Write the data out again, character for character, with no images.

Supplied material:
* BEGIN *

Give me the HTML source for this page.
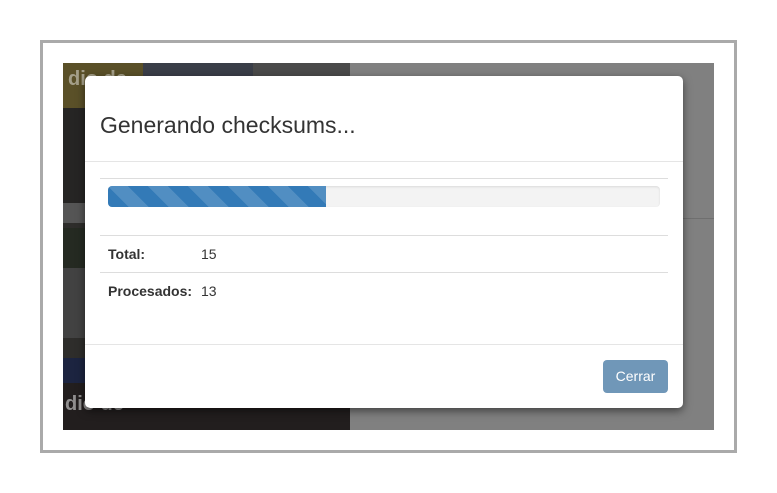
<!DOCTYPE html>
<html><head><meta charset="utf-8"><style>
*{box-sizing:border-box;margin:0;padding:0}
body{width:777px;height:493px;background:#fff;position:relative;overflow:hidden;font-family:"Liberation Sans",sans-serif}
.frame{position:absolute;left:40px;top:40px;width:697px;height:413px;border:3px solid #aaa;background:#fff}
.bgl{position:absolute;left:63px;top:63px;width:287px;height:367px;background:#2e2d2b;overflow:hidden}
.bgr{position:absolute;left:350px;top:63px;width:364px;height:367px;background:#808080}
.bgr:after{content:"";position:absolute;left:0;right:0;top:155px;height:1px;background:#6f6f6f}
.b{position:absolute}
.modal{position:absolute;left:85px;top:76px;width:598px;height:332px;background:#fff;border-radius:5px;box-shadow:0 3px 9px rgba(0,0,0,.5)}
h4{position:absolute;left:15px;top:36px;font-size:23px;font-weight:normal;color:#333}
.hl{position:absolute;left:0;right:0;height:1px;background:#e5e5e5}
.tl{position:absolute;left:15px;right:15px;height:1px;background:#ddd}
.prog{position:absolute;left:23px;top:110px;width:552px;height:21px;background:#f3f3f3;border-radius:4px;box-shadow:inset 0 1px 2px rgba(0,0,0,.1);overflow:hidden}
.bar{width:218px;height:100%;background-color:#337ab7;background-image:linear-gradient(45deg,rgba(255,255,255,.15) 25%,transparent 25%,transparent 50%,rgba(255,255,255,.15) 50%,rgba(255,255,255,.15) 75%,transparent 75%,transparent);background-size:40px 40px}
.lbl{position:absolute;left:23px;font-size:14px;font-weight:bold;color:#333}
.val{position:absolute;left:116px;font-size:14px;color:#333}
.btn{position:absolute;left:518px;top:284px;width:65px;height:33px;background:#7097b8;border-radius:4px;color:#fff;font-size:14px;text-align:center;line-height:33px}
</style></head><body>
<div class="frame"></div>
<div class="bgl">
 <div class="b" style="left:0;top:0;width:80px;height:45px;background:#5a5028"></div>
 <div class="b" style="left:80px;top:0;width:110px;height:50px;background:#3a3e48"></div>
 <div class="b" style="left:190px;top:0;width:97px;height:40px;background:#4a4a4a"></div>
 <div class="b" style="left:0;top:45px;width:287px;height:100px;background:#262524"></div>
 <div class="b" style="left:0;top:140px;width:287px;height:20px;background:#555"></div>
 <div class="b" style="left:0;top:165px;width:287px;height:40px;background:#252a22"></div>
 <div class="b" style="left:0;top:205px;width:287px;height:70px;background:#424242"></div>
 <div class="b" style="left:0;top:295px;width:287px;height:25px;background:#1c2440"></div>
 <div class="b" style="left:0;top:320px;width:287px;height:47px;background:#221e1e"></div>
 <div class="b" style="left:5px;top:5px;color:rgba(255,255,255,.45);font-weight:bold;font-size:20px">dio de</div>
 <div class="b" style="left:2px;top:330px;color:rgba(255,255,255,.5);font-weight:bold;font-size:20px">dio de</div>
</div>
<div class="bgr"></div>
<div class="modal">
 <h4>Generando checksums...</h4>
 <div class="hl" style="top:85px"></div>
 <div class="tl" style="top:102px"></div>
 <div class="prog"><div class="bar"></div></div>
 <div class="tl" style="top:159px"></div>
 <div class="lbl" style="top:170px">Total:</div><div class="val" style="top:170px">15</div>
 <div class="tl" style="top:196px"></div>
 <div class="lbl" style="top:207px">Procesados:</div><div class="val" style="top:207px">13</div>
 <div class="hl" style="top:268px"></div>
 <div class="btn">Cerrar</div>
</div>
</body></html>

* END *

Solution to the exercise:
Give me the HTML source for this page.
<!DOCTYPE html>
<html><head><meta charset="utf-8"><style>
*{box-sizing:border-box;margin:0;padding:0}
body{width:777px;height:493px;background:#fff;position:relative;overflow:hidden;font-family:"Liberation Sans",sans-serif}
.frame{position:absolute;left:40px;top:40px;width:697px;height:413px;border:3px solid #aaa;background:#fff}
.bgl{position:absolute;left:63px;top:63px;width:287px;height:367px;background:#2e2d2b;overflow:hidden}
.bgr{position:absolute;left:350px;top:63px;width:364px;height:367px;background:#808080}
.bgr:after{content:"";position:absolute;left:0;right:0;top:155px;height:1px;background:#6f6f6f}
.b{position:absolute}
.modal{position:absolute;left:85px;top:76px;width:598px;height:332px;background:#fff;border-radius:5px;box-shadow:0 3px 9px rgba(0,0,0,.5)}
h4{position:absolute;left:15px;top:36px;font-size:23px;font-weight:normal;color:#333}
.hl{position:absolute;left:0;right:0;height:1px;background:#e5e5e5}
.tl{position:absolute;left:15px;right:15px;height:1px;background:#ddd}
.prog{position:absolute;left:23px;top:110px;width:552px;height:21px;background:#f3f3f3;border-radius:4px;box-shadow:inset 0 1px 2px rgba(0,0,0,.1);overflow:hidden}
.bar{width:218px;height:100%;background-color:#337ab7;background-image:linear-gradient(45deg,rgba(255,255,255,.15) 25%,transparent 25%,transparent 50%,rgba(255,255,255,.15) 50%,rgba(255,255,255,.15) 75%,transparent 75%,transparent);background-size:40px 40px}
.lbl{position:absolute;left:23px;font-size:14px;font-weight:bold;color:#333}
.val{position:absolute;left:116px;font-size:14px;color:#333}
.btn{position:absolute;left:518px;top:284px;width:65px;height:33px;background:#7097b8;border-radius:4px;color:#fff;font-size:14px;text-align:center;line-height:33px}
</style></head><body>
<div class="frame"></div>
<div class="bgl">
 <div class="b" style="left:0;top:0;width:80px;height:45px;background:#5a5028"></div>
 <div class="b" style="left:80px;top:0;width:110px;height:50px;background:#3a3e48"></div>
 <div class="b" style="left:190px;top:0;width:97px;height:40px;background:#4a4a4a"></div>
 <div class="b" style="left:0;top:45px;width:287px;height:100px;background:#262524"></div>
 <div class="b" style="left:0;top:140px;width:287px;height:20px;background:#555"></div>
 <div class="b" style="left:0;top:165px;width:287px;height:40px;background:#252a22"></div>
 <div class="b" style="left:0;top:205px;width:287px;height:70px;background:#424242"></div>
 <div class="b" style="left:0;top:295px;width:287px;height:25px;background:#1c2440"></div>
 <div class="b" style="left:0;top:320px;width:287px;height:47px;background:#221e1e"></div>
 <div class="b" style="left:5px;top:5px;color:rgba(255,255,255,.45);font-weight:bold;font-size:20px">dio de</div>
 <div class="b" style="left:2px;top:330px;color:rgba(255,255,255,.5);font-weight:bold;font-size:20px">dio de</div>
</div>
<div class="bgr"></div>
<div class="modal">
 <h4>Generando checksums...</h4>
 <div class="hl" style="top:85px"></div>
 <div class="tl" style="top:102px"></div>
 <div class="prog"><div class="bar"></div></div>
 <div class="tl" style="top:159px"></div>
 <div class="lbl" style="top:170px">Total:</div><div class="val" style="top:170px">15</div>
 <div class="tl" style="top:196px"></div>
 <div class="lbl" style="top:207px">Procesados:</div><div class="val" style="top:207px">13</div>
 <div class="hl" style="top:268px"></div>
 <div class="btn">Cerrar</div>
</div>
</body></html>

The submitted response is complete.